The absolutist language of certain court opinions might be pushed back upon if one likes as was the case over determining the contours of a fair impeachment trial, but the basic principle holds. GM covers time limits and recissions in his article. Congress has discretion via outside the text of the amendment (as here) to determine if an amendment is still ripe. GM cites the Necessary and Proper Clause there along with long precedent -- Congress specifically has power there to fill in the blanks.

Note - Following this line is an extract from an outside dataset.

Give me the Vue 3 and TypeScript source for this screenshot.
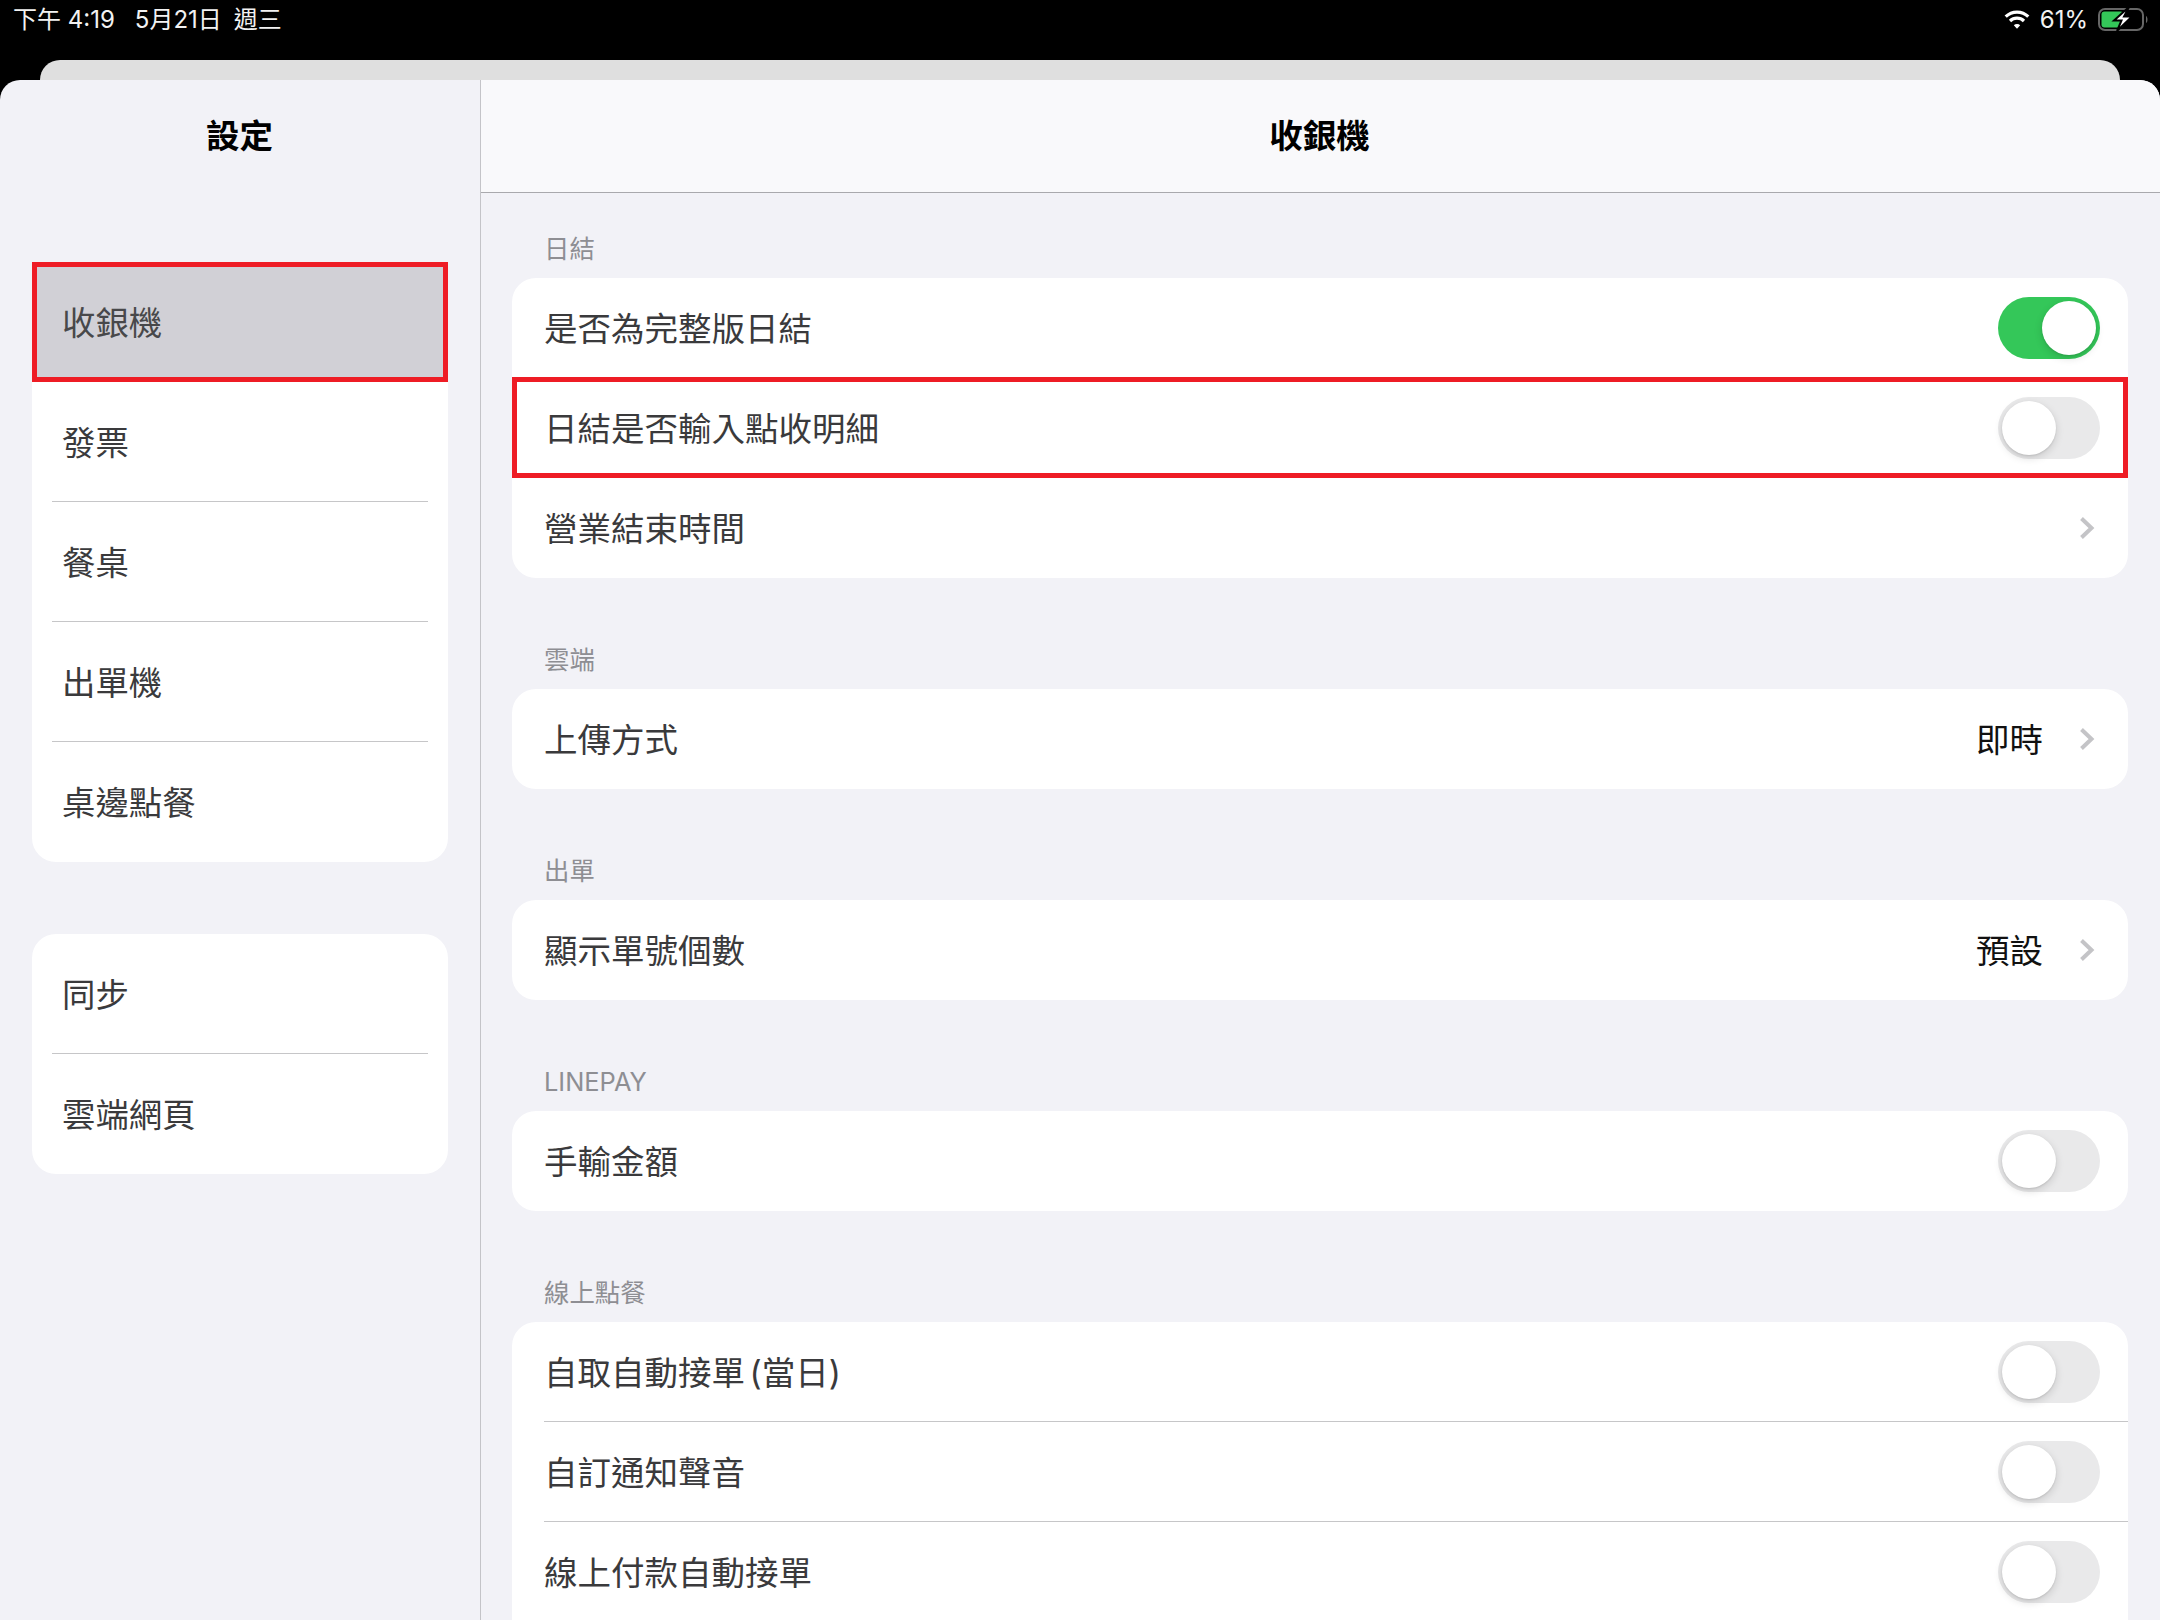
<script setup lang="ts">
interface SideRow { label: string; selected?: boolean }
interface Row { label: string; kind: 'toggle' | 'link'; on?: boolean; value?: string; marked?: boolean; rule?: boolean }
interface Section { title: string; rows: Row[]; open?: boolean }

const sideGroups: SideRow[][] = [
  [
    { label: '收銀機', selected: true },
    { label: '發票' },
    { label: '餐桌' },
    { label: '出單機' },
    { label: '桌邊點餐' },
  ],
  [{ label: '同步' }, { label: '雲端網頁' }],
]

const sections: Section[] = [
  {
    title: '日結',
    rows: [
      { label: '是否為完整版日結', kind: 'toggle', on: true },
      { label: '日結是否輸入點收明細', kind: 'toggle', marked: true },
      { label: '營業結束時間', kind: 'link' },
    ],
  },
  { title: '雲端', rows: [{ label: '上傳方式', kind: 'link', value: '即時' }] },
  { title: '出單', rows: [{ label: '顯示單號個數', kind: 'link', value: '預設' }] },
  { title: 'LINEPAY', rows: [{ label: '手輸金額', kind: 'toggle' }] },
  {
    title: '線上點餐',
    open: true,
    rows: [
      { label: '自取自動接單 (當日)', kind: 'toggle', rule: true },
      { label: '自訂通知聲音', kind: 'toggle', rule: true },
      { label: '線上付款自動接單', kind: 'toggle' },
    ],
  },
]
</script>

<template>
  <div class="page">
    <header class="status">
      <div class="status-left">
        <span>下午 4:19</span>
        <span>5月21日</span>
        <span>週三</span>
      </div>
      <div class="status-right">
        <svg class="wifi" width="26" height="20" viewBox="0 0 26 20" fill="none" stroke="#fff" stroke-width="3.2">
          <path d="M1.7 6.7A16 16 0 0 1 24.3 6.7" />
          <path d="M6 11A10 10 0 0 1 20 11" />
          <path d="M9.8 15.2 13 18.8 16.2 15.2A4.6 4.6 0 0 0 9.8 15.2Z" fill="#fff" stroke="none" />
        </svg>
        <span class="pct">61%</span>
        <svg class="battery" width="54" height="26" viewBox="0 0 54 26" fill="none">
          <rect x="2" y="3" width="44" height="21" rx="6" stroke="#666" stroke-width="2" />
          <rect x="4.5" y="5.5" width="22" height="16" rx="3" fill="#34c759" />
          <path d="M49 10C51 11 51 16 49 17Z" fill="#666" />
          <path d="M32 1 17 14.5H24.5L20 25 35 10.5H27Z" fill="#fff" stroke="#000" stroke-width="2" />
        </svg>
      </div>
    </header>
    <div class="back-sheet"></div>
    <div class="sheet">
      <aside class="sidebar">
        <h1 class="side-title">設定</h1>
        <div class="side-groups">
          <div v-for="(group, g) in sideGroups" :key="g" class="side-card">
            <div
              v-for="(item, i) in group"
              :key="item.label"
              class="side-row"
              :class="{ selected: item.selected, rule: !item.selected && i < group.length - 1 }"
            ><span class="side-label">{{ item.label }}</span></div>
          </div>
        </div>
      </aside>
      <main class="main">
        <h2 class="main-title">收銀機</h2>
        <div class="sections">
          <section v-for="section in sections" :key="section.title" class="section">
            <div class="section-title">{{ section.title }}</div>
            <div class="card" :class="{ open: section.open }">
              <div
                v-for="row in section.rows"
                :key="row.label"
                class="row"
                :class="{ marked: row.marked, rule: row.rule, link: row.kind === 'link' }"
              >
                <span class="row-label">{{ row.label }}</span>
                <div v-if="row.kind === 'toggle'" class="switch" :class="{ on: row.on }">
                  <span class="knob"></span>
                </div>
                <div v-else class="row-end">
                  <span v-if="row.value" class="row-value">{{ row.value }}</span>
                  <svg class="chevron" width="17" height="24" viewBox="0 0 17 24" fill="none">
                    <path d="M2.5 2.5 12.5 12 2.5 21.5" stroke="#c4c4c7" stroke-width="4" />
                  </svg>
                </div>
              </div>
            </div>
          </section>
        </div>
      </main>
    </div>
  </div>
</template>

<style>
html, body { margin: 0; background: #fff; }
</style>

<style scoped>
.page {
  width: 2160px;
  height: 1620px;
  overflow: hidden;
  background: #000;
  display: flex;
  flex-direction: column;
  font-family: Inter, "Noto Sans CJK TC", sans-serif;
  color: #3a3a3c;
}
.status {
  height: 60px;
  flex: none;
  display: flex;
  justify-content: space-between;
  color: #f2f2f2;
  font-size: 24px;
  line-height: 40px;
}
.status-left { display: flex; padding-left: 13px; }
.status-left span:nth-child(2) { margin-left: 20px; }
.status-left span:nth-child(3) { margin-left: 12px; }
.status-right { display: flex; align-items: flex-start; padding-right: 9px; }
.wifi { margin-top: 10px; }
.pct { margin-left: 10px; font-size: 24px; }
.battery { margin-left: 9px; margin-top: 6px; }
.back-sheet {
  flex: none;
  height: 20px;
  margin: 0 40px;
  background: #dfdfdf;
  border-radius: 20px 20px 0 0;
}
.sheet {
  flex: 1;
  min-height: 0;
  display: flex;
  overflow: hidden;
  border-radius: 20px 20px 0 0;
  background: #f2f2f7;
}
.sidebar {
  flex: none;
  width: 481px;
  box-sizing: border-box;
  border-right: 1px solid #c4c4c8;
}
.side-title {
  margin: 0;
  height: 112px;
  line-height: 112px;
  text-align: center;
  font-size: 33.5px;
  font-weight: 700;
  color: #000;
  padding-right: 1px;
}
.side-groups {
  margin: 70px 32px 0;
  display: flex;
  flex-direction: column;
  gap: 72px;
}
.side-card {
  background: #fff;
  border-radius: 24px;
}
.side-row {
  height: 120px;
  box-sizing: border-box;
  margin: 0 20px;
  padding-left: 10px;
  display: flex;
  align-items: center;
  font-size: 33.4px;
}
.side-label, .row-label { padding-bottom: 3px; }
.row-label { word-spacing: -5px; }
.side-row.rule { border-bottom: 1px solid #c6c6c8; }
.side-row.selected {
  margin: 0;
  padding-left: 25px;
  border: 5px solid #ee1c25;
  background: #d1d0d6;
  color: #48484a;
}
.main {
  flex: 1;
  min-width: 0;
}
.main-title {
  margin: 0;
  height: 113px;
  box-sizing: border-box;
  line-height: 112px;
  padding-right: 2px;
  text-align: center;
  font-size: 33.5px;
  font-weight: 700;
  color: #000;
  background: #f9f9fb;
  border-bottom: 1px solid #a9a9ad;
}
.sections {
  padding: 39px 32px 0 31px;
  display: flex;
  flex-direction: column;
  gap: 65px;
}
.section-title {
  height: 34px;
  line-height: 34px;
  margin-bottom: 12px;
  padding-left: 32px;
  font-size: 25.4px;
  color: #8e8e93;
}
.card {
  background: #fff;
  border-radius: 24px;
}
.card.open { border-radius: 24px 24px 0 0; }
.row {
  height: 100px;
  box-sizing: border-box;
  margin-left: 32px;
  padding-right: 28px;
  display: flex;
  align-items: center;
  justify-content: space-between;
  font-size: 33.5px;
}
.row.link { padding-right: 32px; }
.row.rule { border-bottom: 1px solid #c6c6c8; }
.row.marked {
  height: 101px;
  margin: -1px 0 0;
  padding: 0 23px 0 27px;
  border: 5px solid #ee1c25;
}
.row-end {
  display: flex;
  align-items: center;
  gap: 36px;
}
.row-value { color: #111; padding-bottom: 3px; }
.chevron { display: block; }
.switch {
  width: 102px;
  height: 62px;
  box-sizing: border-box;
  padding: 4px;
  border-radius: 31px;
  background: #e9e9ea;
  display: flex;
  justify-content: flex-start;
}
.switch.on {
  background: #34c759;
  justify-content: flex-end;
}
.knob {
  width: 54px;
  height: 54px;
  border-radius: 50%;
  background: #fff;
  box-shadow: 0 3px 8px rgba(0, 0, 0, 0.14), 0 1px 2px rgba(0, 0, 0, 0.1);
}
</style>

The net result is Congress has some discretion though how much can surely be debated. The whole recission thing surely is debatable (I don't know if GM is correct on the point) but that probably is in some fashion related to the timeliness issue too. Anyway, long precedent going back at least to the 19h Century, probably the 18th, gives Congress discretion including because this is a federal amendment and it has a specific rule in determining the basic thing as their very existence.

The argument continues.

I'll rest on the same point the OLC does: The Constitution itself doesn't give Congress any role after the amendment is originated, and states that it becomes valid when the states have ratified.

There's nothing in there to even suggest that Congress has to be the one to count the ratifications, let alone that it has any discretion in the matter.

The Constitution deliberately assigns the decision of whether to ratify to the states, not Congress. And even gives the states a way to circumvent Congress in the origination of amendments, too, if they see fit.

This is nothing but an illegitimate attempt to claw back some of that ratification authority from the states, and give it to Congress.

How often does the Supreme Court cite OLC opinions in rendering opinions?